» **Provided data**
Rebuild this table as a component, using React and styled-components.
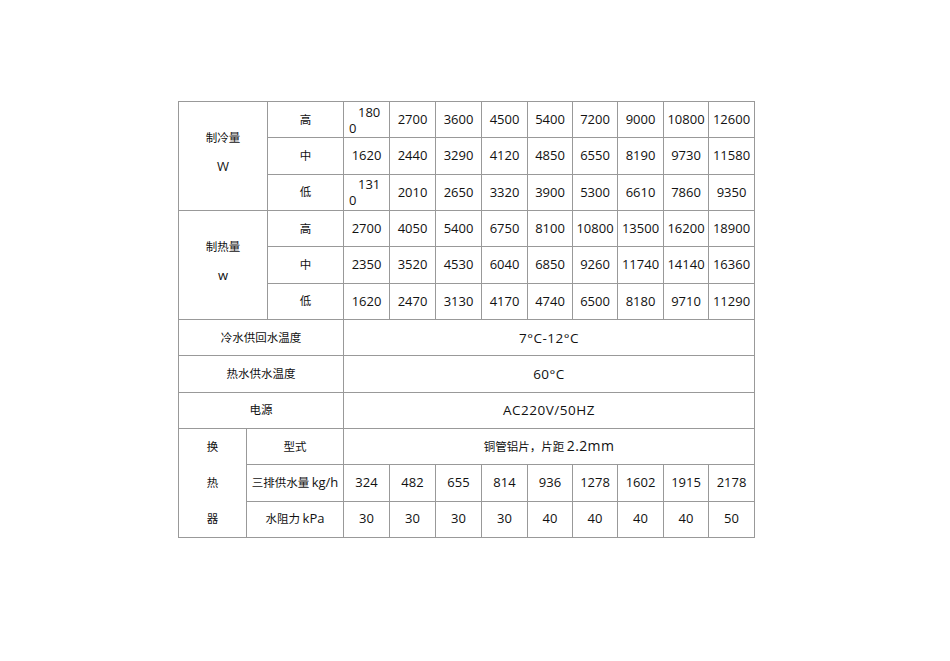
import React from "react";
import styled, { createGlobalStyle } from "styled-components";

const GlobalStyle = createGlobalStyle`
  body {
    margin: 0;
    background: #ffffff;
    font-family: "Open Sans", "Noto Sans", "Noto Sans CJK SC", sans-serif;
    color: #111111;
  }
`;

const Page = styled.div`
  width: 950px;
  height: 661px;
  padding: 101px 0 0 178px;
  box-sizing: border-box;
`;

const Table = styled.table`
  border-collapse: collapse;
  table-layout: fixed;
  width: 577px;
`;

const Row = styled.tr`
  height: 36.33px;
`;

const Cell = styled.td`
  border: 1px solid #999999;
  padding: 0;
  text-align: center;
  vertical-align: middle;
  font-size: ${(p) => (p.$cjk ? "11.5px" : "13px")};
  font-family: ${(p) =>
    p.$cjk
      ? '"Noto Sans CJK SC", "Noto Sans", sans-serif'
      : '"Open Sans", "Noto Sans", "Noto Sans CJK SC", sans-serif'};
  white-space: nowrap;
  line-height: 1.2;
`;

const WideCell = styled(Cell)`
  font-size: 13.5px;
  letter-spacing: 0.5px;
`;

const Stack = styled.div`
  display: flex;
  flex-direction: column;
  align-items: center;
  gap: ${(p) => p.$gap}px;
  margin-top: -7px;
  font-family: "Noto Sans CJK SC", sans-serif;
  font-size: 11.5px;
`;

const Unit = styled.span`
  font-family: "Open Sans", sans-serif;
  font-size: 13px;
`;

const Wrapped = styled.div`
  text-align: left;
  padding-left: 5px;
  line-height: 16px;
  text-indent: 9px;
`;

const Vertical = styled.div`
  display: flex;
  flex-direction: column;
  justify-content: space-around;
  height: 108px;
  font-family: "Noto Sans CJK SC", sans-serif;
  font-size: 11.5px;
`;

const Mix = styled.span`
  font-family: "Open Sans", sans-serif;
  font-size: ${(p) => p.$size || 13}px;
  letter-spacing: ${(p) => p.$spacing || 0}px;
`;

const cooling = [
  ["高", ["1800", "2700", "3600", "4500", "5400", "7200", "9000", "10800", "12600"]],
  ["中", ["1620", "2440", "3290", "4120", "4850", "6550", "8190", "9730", "11580"]],
  ["低", ["1310", "2010", "2650", "3320", "3900", "5300", "6610", "7860", "9350"]],
];

const heating = [
  ["高", ["2700", "4050", "5400", "6750", "8100", "10800", "13500", "16200", "18900"]],
  ["中", ["2350", "3520", "4530", "6040", "6850", "9260", "11740", "14140", "16360"]],
  ["低", ["1620", "2470", "3130", "4170", "4740", "6500", "8180", "9710", "11290"]],
];

const flow = ["324", "482", "655", "814", "936", "1278", "1602", "1915", "2178"];
const resistance = ["30", "30", "30", "30", "40", "40", "40", "40", "50"];

const widths = [68, 21, 76, 46, 46, 46, 46, 45, 45, 46, 45, 46];

const Value = ({ v, wrap }) =>
  wrap ? (
    <Cell>
      <Wrapped>
        {v.slice(0, 3)}
        <br />
        {v.slice(3)}
      </Wrapped>
    </Cell>
  ) : (
    <Cell>{v}</Cell>
  );

const Block = ({ title, unit, rows, wrapFirst, gap }) =>
  rows.map(([level, values], i) => (
    <Row key={level}>
      {i === 0 && (
        <Cell colSpan={2} rowSpan={3}>
          <Stack $gap={gap}>
            <span>{title}</span>
            <Unit>{unit}</Unit>
          </Stack>
        </Cell>
      )}
      <Cell $cjk>{level}</Cell>
      {values.map((v, j) => (
        <Value key={j} v={v} wrap={wrapFirst && j === 0 && level !== "中"} />
      ))}
    </Row>
  ));

export default function App() {
  return (
    <Page>
      <GlobalStyle />
      <Table>
        <colgroup>
          {widths.map((w, i) => (
            <col key={i} style={{ width: w }} />
          ))}
        </colgroup>
        <tbody>
          <Block title="制冷量" unit="W" rows={cooling} wrapFirst gap={14} />
          <Block title="制热量" unit="w" rows={heating} gap={14} />
          <Row>
            <Cell colSpan={3} $cjk>冷水供回水温度</Cell>
            <WideCell colSpan={9}>7°C-12°C</WideCell>
          </Row>
          <Row>
            <Cell colSpan={3} $cjk>热水供水温度</Cell>
            <WideCell colSpan={9}>60°C</WideCell>
          </Row>
          <Row>
            <Cell colSpan={3} $cjk>电源</Cell>
            <WideCell colSpan={9}>AC220V/50HZ</WideCell>
          </Row>
          <Row>
            <Cell rowSpan={3} $cjk>
              <Vertical>
                <span>换</span>
                <span>热</span>
                <span>器</span>
              </Vertical>
            </Cell>
            <Cell colSpan={2} $cjk>型式</Cell>
            <Cell colSpan={9} $cjk>
              铜管铝片，片距 <Mix $size={14} $spacing={0.4}>2.2mm</Mix>
            </Cell>
          </Row>
          <Row>
            <Cell colSpan={2} $cjk>
              三排供水量 <Mix>kg/h</Mix>
            </Cell>
            {flow.map((v, j) => (
              <Cell key={j}>{v}</Cell>
            ))}
          </Row>
          <Row>
            <Cell colSpan={2} $cjk>
              水阻力 <Mix>kPa</Mix>
            </Cell>
            {resistance.map((v, j) => (
              <Cell key={j}>{v}</Cell>
            ))}
          </Row>
        </tbody>
      </Table>
    </Page>
  );
}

» **Short task**
Reproduce all of the material above word for word. Omit the pictures.

» **Task output**
Rebuild this table as a component, using React and styled-components.
import React from "react";
import styled, { createGlobalStyle } from "styled-components";

const GlobalStyle = createGlobalStyle`
  body {
    margin: 0;
    background: #ffffff;
    font-family: "Open Sans", "Noto Sans", "Noto Sans CJK SC", sans-serif;
    color: #111111;
  }
`;

const Page = styled.div`
  width: 950px;
  height: 661px;
  padding: 101px 0 0 178px;
  box-sizing: border-box;
`;

const Table = styled.table`
  border-collapse: collapse;
  table-layout: fixed;
  width: 577px;
`;

const Row = styled.tr`
  height: 36.33px;
`;

const Cell = styled.td`
  border: 1px solid #999999;
  padding: 0;
  text-align: center;
  vertical-align: middle;
  font-size: ${(p) => (p.$cjk ? "11.5px" : "13px")};
  font-family: ${(p) =>
    p.$cjk
      ? '"Noto Sans CJK SC", "Noto Sans", sans-serif'
      : '"Open Sans", "Noto Sans", "Noto Sans CJK SC", sans-serif'};
  white-space: nowrap;
  line-height: 1.2;
`;

const WideCell = styled(Cell)`
  font-size: 13.5px;
  letter-spacing: 0.5px;
`;

const Stack = styled.div`
  display: flex;
  flex-direction: column;
  align-items: center;
  gap: ${(p) => p.$gap}px;
  margin-top: -7px;
  font-family: "Noto Sans CJK SC", sans-serif;
  font-size: 11.5px;
`;

const Unit = styled.span`
  font-family: "Open Sans", sans-serif;
  font-size: 13px;
`;

const Wrapped = styled.div`
  text-align: left;
  padding-left: 5px;
  line-height: 16px;
  text-indent: 9px;
`;

const Vertical = styled.div`
  display: flex;
  flex-direction: column;
  justify-content: space-around;
  height: 108px;
  font-family: "Noto Sans CJK SC", sans-serif;
  font-size: 11.5px;
`;

const Mix = styled.span`
  font-family: "Open Sans", sans-serif;
  font-size: ${(p) => p.$size || 13}px;
  letter-spacing: ${(p) => p.$spacing || 0}px;
`;

const cooling = [
  ["高", ["1800", "2700", "3600", "4500", "5400", "7200", "9000", "10800", "12600"]],
  ["中", ["1620", "2440", "3290", "4120", "4850", "6550", "8190", "9730", "11580"]],
  ["低", ["1310", "2010", "2650", "3320", "3900", "5300", "6610", "7860", "9350"]],
];

const heating = [
  ["高", ["2700", "4050", "5400", "6750", "8100", "10800", "13500", "16200", "18900"]],
  ["中", ["2350", "3520", "4530", "6040", "6850", "9260", "11740", "14140", "16360"]],
  ["低", ["1620", "2470", "3130", "4170", "4740", "6500", "8180", "9710", "11290"]],
];

const flow = ["324", "482", "655", "814", "936", "1278", "1602", "1915", "2178"];
const resistance = ["30", "30", "30", "30", "40", "40", "40", "40", "50"];

const widths = [68, 21, 76, 46, 46, 46, 46, 45, 45, 46, 45, 46];

const Value = ({ v, wrap }) =>
  wrap ? (
    <Cell>
      <Wrapped>
        {v.slice(0, 3)}
        <br />
        {v.slice(3)}
      </Wrapped>
    </Cell>
  ) : (
    <Cell>{v}</Cell>
  );

const Block = ({ title, unit, rows, wrapFirst, gap }) =>
  rows.map(([level, values], i) => (
    <Row key={level}>
      {i === 0 && (
        <Cell colSpan={2} rowSpan={3}>
          <Stack $gap={gap}>
            <span>{title}</span>
            <Unit>{unit}</Unit>
          </Stack>
        </Cell>
      )}
      <Cell $cjk>{level}</Cell>
      {values.map((v, j) => (
        <Value key={j} v={v} wrap={wrapFirst && j === 0 && level !== "中"} />
      ))}
    </Row>
  ));

export default function App() {
  return (
    <Page>
      <GlobalStyle />
      <Table>
        <colgroup>
          {widths.map((w, i) => (
            <col key={i} style={{ width: w }} />
          ))}
        </colgroup>
        <tbody>
          <Block title="制冷量" unit="W" rows={cooling} wrapFirst gap={14} />
          <Block title="制热量" unit="w" rows={heating} gap={14} />
          <Row>
            <Cell colSpan={3} $cjk>冷水供回水温度</Cell>
            <WideCell colSpan={9}>7°C-12°C</WideCell>
          </Row>
          <Row>
            <Cell colSpan={3} $cjk>热水供水温度</Cell>
            <WideCell colSpan={9}>60°C</WideCell>
          </Row>
          <Row>
            <Cell colSpan={3} $cjk>电源</Cell>
            <WideCell colSpan={9}>AC220V/50HZ</WideCell>
          </Row>
          <Row>
            <Cell rowSpan={3} $cjk>
              <Vertical>
                <span>换</span>
                <span>热</span>
                <span>器</span>
              </Vertical>
            </Cell>
            <Cell colSpan={2} $cjk>型式</Cell>
            <Cell colSpan={9} $cjk>
              铜管铝片，片距 <Mix $size={14} $spacing={0.4}>2.2mm</Mix>
            </Cell>
          </Row>
          <Row>
            <Cell colSpan={2} $cjk>
              三排供水量 <Mix>kg/h</Mix>
            </Cell>
            {flow.map((v, j) => (
              <Cell key={j}>{v}</Cell>
            ))}
          </Row>
          <Row>
            <Cell colSpan={2} $cjk>
              水阻力 <Mix>kPa</Mix>
            </Cell>
            {resistance.map((v, j) => (
              <Cell key={j}>{v}</Cell>
            ))}
          </Row>
        </tbody>
      </Table>
    </Page>
  );
}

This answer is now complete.